There are two ways to view Sex Mission. One is as a Satire or comedy on the sexes. What apparently made the film popular with audiences in Poland was its Dystopian Future being read by Polish audiences as an allegory about the Communist regime. Thus the two guys are falling afoul less of a world run by women than they are of a bungling state that comes down on their individuality with a heavy hand. (I am not Polish, have no translated reviews from the time so I making guesses here as to what allegorical meaning the audiences saw – this is the one that seems obvious to me).

The other way to view the film is as one about the war of the sexes. There was a fad for films during the 1950s where astronauts travel to other planets and encounter all-women societies and proceed to show them some good lovin’ – see the likes of Abbott and Costello Go to Mars (1953), Cat-Women of the Moon (1953) and Queen of Outer Space (1958), among others. Now I don’t know to what extent the Women’s Lib movement of the 1970s and feminism of the early 1980s made its way across to Poland.

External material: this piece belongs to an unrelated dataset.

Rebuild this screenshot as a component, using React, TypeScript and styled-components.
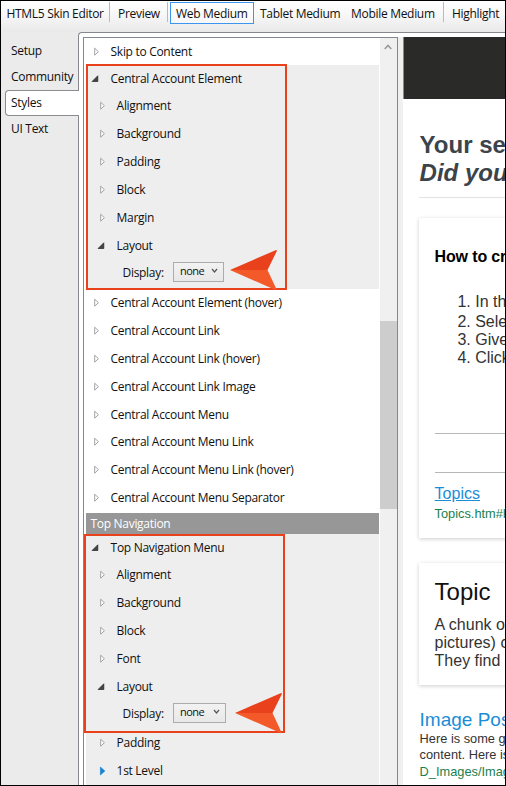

However, it feels as though nothing has really changed since the 1950s and what we have is a film that plays into the same underlying (sexist) idea behind many of these outer space sex fantasies – that all that these women who have discovered the silly idea of running things for themselves need to be shown is the love of a good, red blooded man.

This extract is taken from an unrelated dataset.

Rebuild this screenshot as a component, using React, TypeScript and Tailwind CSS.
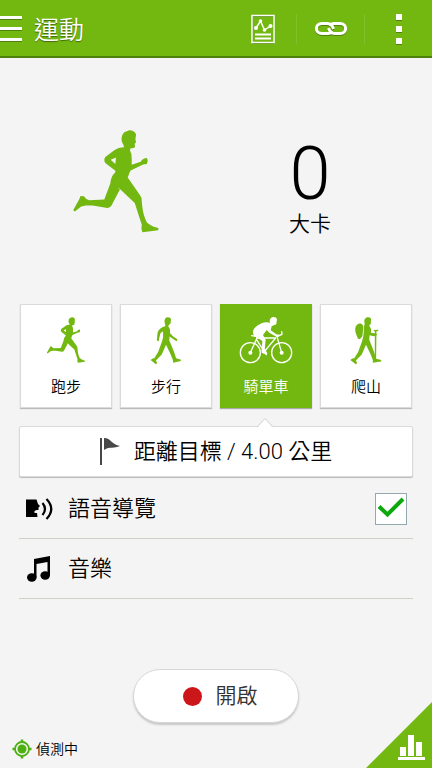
import { useState, type ReactNode } from 'react';

const GREEN = '#73b811';

function Runner({ className }: { className: string }) {
  return (
    <svg viewBox="42 43 256 308" className={className} fill={GREEN} fillRule="evenodd" aria-hidden="true">
      <path d="M194 95L192 86C185 77 185 64 191 54C196 48 204 47 209 44C217 44 229 48 230 58L228 70L230 80L226 84L227 94C223 99 217 97 213 98L212 105Q218 114 217 128L217 147L244 138C248 131 255 127 262 127C266 133 265 139 262 145L251 146L214 164C209 171 208 179 205 185L242 238Q248 245 247 256C249 280 252 300 263 320C273 328 285 334 297 336L296 343L249 349L246 338L247 326L226 261L184 222Q180 216 175 216L182 220L157 268Q152 277 144 276L100 269L80 269L66 272L47 287L42 283L60 250L64 240L74 241Q80 251 90 253L135 251L153 203Q154 182 168 169L168 165L138 142Q132 133 138 124L166 103Q178 94 194 95ZM154 132L168 145L170 125Z" />
    </svg>
  );
}

function Walker() {
  return (
    <svg viewBox="114 60 98 148" className="h-[49px] w-8" fill={GREEN} aria-hidden="true">
      <path d="M160 83C157 76 158 66 166 63C174 62 180 66 178 72L177 82L172 86L170 91C176 96 176 104 175 111L185 122L198 130L196 136L188 132L174 122L173 133L188 170L194 188L209 193L208 197L185 202L184 194L177 176L163 147L150 177L132 195L136 203L132 207L116 194L122 189L127 188L139 169L151 136L154 124L154 106L146 112L142 128L141 136L135 134L137 111C140 99 150 92 161 90Z" />
    </svg>
  );
}

function Hiker() {
  return (
    <svg viewBox="114 60 98 148" className="h-[49px] w-8" fill={GREEN} aria-hidden="true">
      <path d="M159 82C156 75 158 66 166 63C174 61 181 66 178 73L178 83L173 87L174 91C180 97 179 104 178 110L189 112L196 114L195 119L187 121L174 118L173 132L188 170L194 190L210 194L209 198L184 202L184 194L177 176L163 147L150 177L132 195L136 203L132 207L115 194L121 189L127 188L139 169L151 136L155 120L157 91Z" />
      <path d="M147 82C137 81 130 88 130 101C129 111 136 119 138 128L144 130L152 121L155 91Q152 84 147 82Z" />
      <path d="M187 102L200 101L201 105L195 106L194 191L190 190L190 106L187 105Z" />
    </svg>
  );
}

function Cyclist() {
  return (
    <svg viewBox="82 62 162 144" className="h-12 w-[54px]" fill="none" stroke="white" strokeWidth="4" strokeLinecap="round" strokeLinejoin="round" aria-hidden="true">
      <circle cx="116" cy="172" r="30" />
      <circle cx="210" cy="172" r="30" />
      <path d="M116 172L136 128L192 128L158 169L134 132M210 172L196 124L192 120M120 121L136 123M196 124L211 117L210 109M136 128L133 120M158 169L164 178" />
      <g fill="white" stroke="none">
        <circle cx="116" cy="172" r="6" />
        <circle cx="210" cy="172" r="6" />
        <circle cx="157" cy="167" r="7" />
        <path d="M175 83C172 75 176 66 184 65C193 64 198 70 195 78L194 87L186 90L180 93L177 105L194 117L203 118L202 123L190 122L173 112L165 104L154 119L162 133L159 163L167 173L165 178L150 172L150 164L152 137L128 121C122 115 123 105 129 98C140 86 157 80 167 81Z" />
      </g>
    </svg>
  );
}

const activities: { id: string; label: string; icon: ReactNode }[] = [
  { id: 'run', label: '跑步', icon: <Runner className="h-[46px] w-10" /> },
  { id: 'walk', label: '步行', icon: <Walker /> },
  { id: 'bike', label: '騎單車', icon: <Cyclist /> },
  { id: 'hike', label: '爬山', icon: <Hiker /> },
];

function Header() {
  return (
    <header className="flex h-[58px] items-center border-b-2 border-[#4e810d] bg-[#73b811] pt-0.5 text-white">
      <button aria-label="選單" className="h-full w-[22px]">
        <svg viewBox="0 0 22 26" className="h-[26px] w-[22px]" aria-hidden="true">
          <path d="M0 1h22v3H0zM0 12h22v3H0zM0 23h22v3H0z" fill="#4e810d" />
          <path d="M0 0h22v3H0zM0 11h22v3H0zM0 22h22v3H0z" fill="white" />
        </svg>
      </button>
      <h1 className="ml-3 flex-1 pt-1 text-[25px] leading-8 font-[350] [text-shadow:0_1px_1px_#3e680a]">運動</h1>
      <button aria-label="記錄" className="flex h-[30px] w-[68px] items-center justify-center border-r border-[#80c02c]">
        <svg viewBox="0 0 24 30" className="h-[30px] w-6" fill="none" stroke="white" aria-hidden="true">
          <path d="M1.5 2.5h21v27h-21z" stroke="#4e810d" strokeWidth="1" />
          <path d="M1 1.5h22v27H1z" strokeWidth="1.5" />
          <path d="M5 14L9.500 7L13.500 16L19.500 12" strokeWidth="1.500" />
          <path d="M4 20.500h16M4 24.500h16" strokeWidth="2" />
          <g fill="white" stroke="none">
            <circle cx="5" cy="14" r="2" />
            <circle cx="9.500" cy="7" r="1.800" />
            <circle cx="13.500" cy="16" r="1.800" />
            <circle cx="19.500" cy="12" r="2" />
          </g>
        </svg>
      </button>
      <button aria-label="連結" className="flex h-[30px] w-[68px] items-center justify-center border-r border-[#80c02c]">
        <svg viewBox="0 0 34 16" className="h-4 w-[34px]" fill="none" strokeWidth="3" aria-hidden="true">
          <g stroke="#4e810d" transform="translate(0 1)">
            <path d="M17 12.500H8C0.500 12.500 0.500 2.500 8 2.500h5C17 2.500 18 5 19.500 8" />
            <path d="M17 2.500h9C33.500 2.500 33.500 12.500 26 12.500h-5C17 12.500 16 10 14.500 7" />
          </g>
          <g stroke="white">
            <path d="M18 10C17 12 16 12.500 14 12.500H8C0.500 12.500 0.500 2.500 8 2.500h5C17 2.500 18 4 19.500 8" />
            <path d="M16 5C17 3 18 2.500 20 2.500h6C33.500 2.500 33.500 12.500 26 12.500h-5C17 12.500 16 11 14.500 7" />
          </g>
        </svg>
      </button>
      <button aria-label="更多" className="flex h-full w-[67px] items-center justify-center">
        <svg viewBox="0 0 6 31" className="h-[31px] w-1.5" aria-hidden="true">
          <path d="M0 1h6v6H0zM0 13h6v6H0zM0 25h6v6H0z" fill="#4e810d" />
          <path d="M0 0h6v6H0zM0 12h6v6H0zM0 24h6v6H0z" fill="white" />
        </svg>
      </button>
    </header>
  );
}

export default function App() {
  const [selected, setSelected] = useState('bike');

  return (
    <div className="flex min-h-screen flex-col bg-[#f4f4f4] font-[Roboto,'Noto_Sans_CJK_TC',sans-serif] text-black">
      <Header />

      <main className="flex flex-1 flex-col px-[19px]">
        <section className="grid h-[246px] grid-cols-2 pr-1.5">
          <div className="flex justify-center pt-18">
            <Runner className="h-[103px] w-[86px]" />
          </div>
          <div className="flex flex-col items-center pt-20">
            <span className="text-[74px] leading-[72px] font-light">0</span>
            <span className="pt-0.5 text-[21px] leading-6 font-[350]">大卡</span>
          </div>
        </section>

        <section className="grid grid-cols-4 gap-2 px-px" aria-label="運動類型">
          {activities.map((a) => (
            <button
              key={a.id}
              aria-pressed={a.id === selected}
              onClick={() => setSelected(a.id)}
              className={
                a.id === selected
                  ? 'flex h-26 flex-col items-center border border-[#73b811] bg-[#73b811] text-white shadow-[0_1px_1px_#aaaaaa]'
                  : 'flex h-26 flex-col items-center border border-[#dadada] bg-white shadow-[0_1px_1px_#bbbbbb]'
              }
            >
              <span className="mt-2.5 flex h-[50px] items-center">{a.icon}</span>
              <span className="mt-3 text-[15px] leading-5 font-[350]">{a.label}</span>
            </button>
          ))}
        </section>

        <div className="relative mt-[18px]">
          <button className="flex h-[51px] w-full items-center justify-center gap-3.5 rounded-[2px] border border-[#dadada] bg-white shadow-[0_1px_1px_#bbbbbb]">
            <svg viewBox="0 0 20 27" className="h-[27px] w-5" aria-hidden="true">
              <path d="M0 0h2v27H0zM4 0C11 0 12 7 20 8C14 11 10 8 4 12Z" fill="#484848" />
            </svg>
            <span className="text-[22px] leading-7 font-[350] whitespace-pre">距離目標 / 4.00 公里</span>
          </button>
          <svg viewBox="0 0 16 10" className="absolute -top-2 left-5/8 h-2.5 w-4 -translate-x-1/2" aria-hidden="true">
            <path d="M1 9L8 1L15 9V10H1Z" fill="white" />
            <path d="M0 9L8 0.500L16 9" fill="none" stroke="#d0d0d0" />
          </svg>
        </div>

        <label className="mt-0.5 flex h-15 items-center border-b border-[#d0d0c8] px-1.5">
          <svg viewBox="0 0 28 22" className="mr-3.5 ml-px h-[22px] w-7" fill="none" stroke="black" strokeWidth="2.2" aria-hidden="true">
            <path d="M0 1.500H10.500L12 6L14 8L12.500 9.500V12H10.500L8.500 13V15H11L11.500 19H0Z" fill="black" stroke="none" />
            <path d="M16.500 5Q21.500 11 16.500 17M20.500 1Q30 11 20.500 21" />
          </svg>
          <span className="flex-1 text-[22px] leading-7 font-[350]">語音導覽</span>
          <span className="grid">
            <input
              type="checkbox"
              defaultChecked
              className="peer col-start-1 row-start-1 size-8 appearance-none border border-[#93a9af] bg-white"
            />
            <svg viewBox="0 0 32 32" className="pointer-events-none invisible col-start-1 row-start-1 size-8 peer-checked:visible" aria-hidden="true">
              <path d="M4 13.500L12.500 21.500L28 6" fill="none" stroke="#0da80d" strokeWidth="4" />
            </svg>
          </span>
        </label>

        <button className="flex h-15 items-center border-b border-[#d0d0c8] px-1.5 text-left">
          <svg viewBox="-1 0 28 26" className="mr-3.5 ml-px h-[26px] w-7" aria-hidden="true">
            <path d="M7 3L23 0V19H20.500V6L9.500 8V21H7Z" />
            <ellipse cx="4.800" cy="21.500" rx="4.800" ry="4.200" />
            <ellipse cx="18.200" cy="19.500" rx="4.800" ry="4.200" />
          </svg>
          <span className="text-[22px] leading-7 font-[350]">音樂</span>
        </button>
      </main>

      <footer className="mt-12 grid h-[99px] grid-cols-[1fr_auto_1fr]">
        <div className="flex items-center gap-1 self-end pb-2 pl-3 text-sm leading-[22px] font-[350]">
          <svg viewBox="0 0 20 20" className="size-5" fill="none" stroke="#4cb010" aria-hidden="true">
            <circle cx="10" cy="10" r="7" strokeWidth="1.800" />
            <circle cx="10" cy="10" r="4.500" fill="#4cb010" stroke="none" />
            <path d="M10 0.500V3M10 17V19.500M0.500 10H3M17 10H19.500" strokeWidth="2.500" />
          </svg>
          <span>偵測中</span>
        </div>
        <button className="flex h-[54px] w-[166px] items-center justify-center gap-3.5 rounded-full border border-[#d8d8d8] bg-white pl-2 text-[21px] leading-7 font-[350] text-[#333333] shadow-[0_2px_2px_#c8c8c8]">
          <span className="size-[19px] rounded-full bg-[#cb1719]" />
          開啟
        </button>
        <button aria-label="統計" className="flex size-[66px] items-end justify-end self-end justify-self-end bg-[#73b811] pr-[7px] pb-2 [clip-path:polygon(100%_0,100%_100%,0_100%)]">
          <svg viewBox="0 0 27 25" className="h-[25px] w-[27px]" fill="white" aria-hidden="true">
            <path d="M2 12h6v9H2zM10 0h6v21h-6zM18 7h6v14h-6zM0 22h27v3H0z" />
          </svg>
        </button>
      </footer>
    </div>
  );
}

To this extent, there are some scenes that make for embarrassing watching in 2021 in an era that is post #MeToo, post Woke politics, post elevated discussion on issues of consent. There are several scenes where the two men – Jerzy Stuhr principally – force kisses on the women and the only response from them seems to be not a slap in the face or shock but that this seems to short circuit on the women’s brains, leaving them emotionally befuddled and turned on. At another point, Jerzy Stuhr addresses a woman “Calm down or I’ll spank you.” I am not sure if it was a quirk of the sometimes erratic subtitles or one could get away with that in Poland in 1984 but today outside of any BDSM circle or humorous context, he’d likely get a punch in the face from said woman.
I didn’t particularly hate Sex Mission; on the other hand, there was a shortage of laugh-out-loud moments either. It may be that my tastes in comedy and those of Poland in the 1980s run to very different things. Much of the comedy scenes involve the two guys running around the complex where the music is gaudily comedic accompanied by whistles, which usually signals slapstick.